Background: Francis Bacon was born on 28 October 1909. He was an Irish-born British figurative painter known for his bold, graphic and emotionally raw imagery. Bacon’s painterly but abstracted figures typically appear isolated in glass or steel geometrical cages set against flat, nondescript backgrounds.
Achievements: He began painting during his early 20s and worked only sporadically until his mid-30s. Before this time he drifted, earning his living as an interior decorator and designer of furniture and rugs. Later, he admitted that his career was delayed because he had spent too long looking for a subject that would sustain his interest. His breakthrough came with the 1944 triptych Three Studies for Figures at the Base of a Crucifixion and it was this work and his heads and figures of the late 1940s through to the mid 1950s that sealed his reputation as a notably bleak chronicler of the human condition.

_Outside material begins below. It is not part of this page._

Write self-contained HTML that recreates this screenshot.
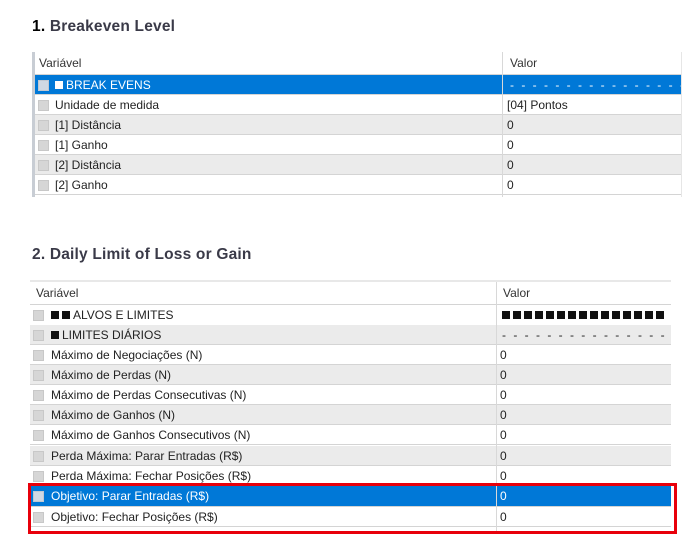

From the mid-1960s, Bacon mainly produced portrait heads of friends. He often said in interviews that he saw images “in series”, and his artistic output often saw him focus on single themes for sustained periods – including his crucifixion, Papal heads and later single and triptych heads series. He began by painting variations on the Crucifixion and later focused on half-human, half-grotesque portraits, best exemplified by the 1949 “Heads in a Room” series. Following the 1971 suicide of his lover George Dyer, Bacon’s art became more personal, inward looking and preoccupied with themes and motifs of death. The climax of this late period came with his 1982 “Study for Self-Portrait”, and his late masterpiece Study for a SelfPortrait- Triptych, 1985-86.

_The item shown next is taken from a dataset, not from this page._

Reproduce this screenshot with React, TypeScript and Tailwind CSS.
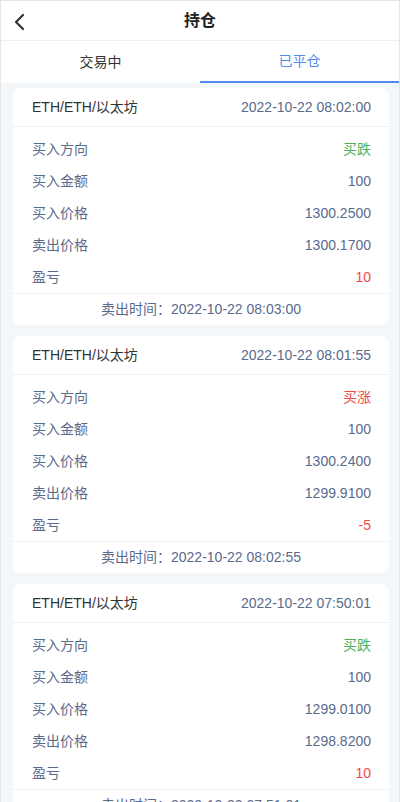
import React from 'react';

type Trade = {
  time: string;
  dir: 'up' | 'down';
  amount: string;
  buyPrice: string;
  sellPrice: string;
  pnl: string;
  sellTime: string;
};

const trades: Trade[] = [
  {
    time: '2022-10-22 08:02:00',
    dir: 'down',
    amount: '100',
    buyPrice: '1300.2500',
    sellPrice: '1300.1700',
    pnl: '10',
    sellTime: '2022-10-22 08:03:00',
  },
  {
    time: '2022-10-22 08:01:55',
    dir: 'up',
    amount: '100',
    buyPrice: '1300.2400',
    sellPrice: '1299.9100',
    pnl: '-5',
    sellTime: '2022-10-22 08:02:55',
  },
  {
    time: '2022-10-22 07:50:01',
    dir: 'down',
    amount: '100',
    buyPrice: '1299.0100',
    sellPrice: '1298.8200',
    pnl: '10',
    sellTime: '2022-10-22 07:51:01',
  },
];

function Row({ label, value, color }: { label: string; value: string; color?: string }) {
  return (
    <div className="flex h-8 items-center justify-between">
      <span className="text-[#5a6a8c]">{label}</span>
      <span className={color ?? 'text-[#5a6a8c]'}>{value}</span>
    </div>
  );
}

function TradeCard({ t }: { t: Trade }) {
  return (
    <div className="overflow-hidden rounded-lg bg-white">
      <div className="flex h-[39px] items-center justify-between border-b border-[#eef0f3] pl-[19px] pr-[18px]">
        <span className="text-[#333]">ETH/ETH/以太坊</span>
        <span className="text-[#5a6a8c]">{t.time}</span>
      </div>
      <div className="pb-0 pl-[19px] pr-[18px] pt-1.5">
        <Row
          label="买入方向"
          value={t.dir === 'up' ? '买涨' : '买跌'}
          color={t.dir === 'up' ? 'text-[#f04848]' : 'text-[#4cb05a]'}
        />
        <Row label="买入金额" value={t.amount} />
        <Row label="买入价格" value={t.buyPrice} />
        <Row label="卖出价格" value={t.sellPrice} />
        <Row label="盈亏" value={t.pnl} color="text-[#f04848]" />
      </div>
      <div className="flex h-8 items-center justify-center border-t border-[#eef0f3] text-[#5a6a8c]">
        卖出时间：{t.sellTime}
      </div>
    </div>
  );
}

export default function App() {
  return (
    <div
      className="min-h-[802px] border-x border-t border-[#e6e6e6] bg-[#f4f7fa] text-[14px]"
      style={{ fontFamily: '"Liberation Sans", "Noto Sans CJK SC", sans-serif' }}
    >
      <div className="relative flex h-10 items-center justify-center border-b border-[#eeeeee] bg-white">
        <svg
          className="absolute left-[12px] top-[12px]"
          width="14"
          height="18"
          viewBox="0 0 14 18"
          fill="none"
          stroke="#333"
          strokeWidth="2.2"
          strokeLinecap="round"
          strokeLinejoin="round"
        >
          <path d="M10 2 L3 9 L10 16" />
        </svg>
        <span className="text-[16px] font-bold text-[#222]">持仓</span>
      </div>
      <div className="flex h-[42px] bg-white">
        <div className="flex flex-1 items-center justify-center text-[#333]">交易中</div>
        <div className="flex flex-1 items-center justify-center border-b-2 border-[#5089f0] text-[#5089f0]">
          已平仓
        </div>
      </div>
      <div className="flex flex-col gap-[11px] pl-3 pr-[10px] pt-[5px]">
        {trades.map((t) => (
          <TradeCard key={t.time} t={t} />
        ))}
      </div>
    </div>
  );
}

Despite his existentialist outlook on life expressed through his paintings, Bacon always appeared to be a bon vivant, spending much of his middle and later life eating, drinking and gambling in London’s Soho. Despite Margaret Thatcher having famously described him as “that man who paints those dreadful pictures”, he was the subject of two major Tate retrospectives during his lifetime and received a third in 2008. Bacon always professed not to depend on preparatory works and was resolute that he never drew. Yet since his death, a number of sketches have emerged and although the Tate recognised them as canon, they have not yet been acknowledged as such by the art market. In addition, in the late 1990s, several presumed destroyed major works, iincluding Popes from the early 1950s and Heads from the 1960s, surfaced on the art market.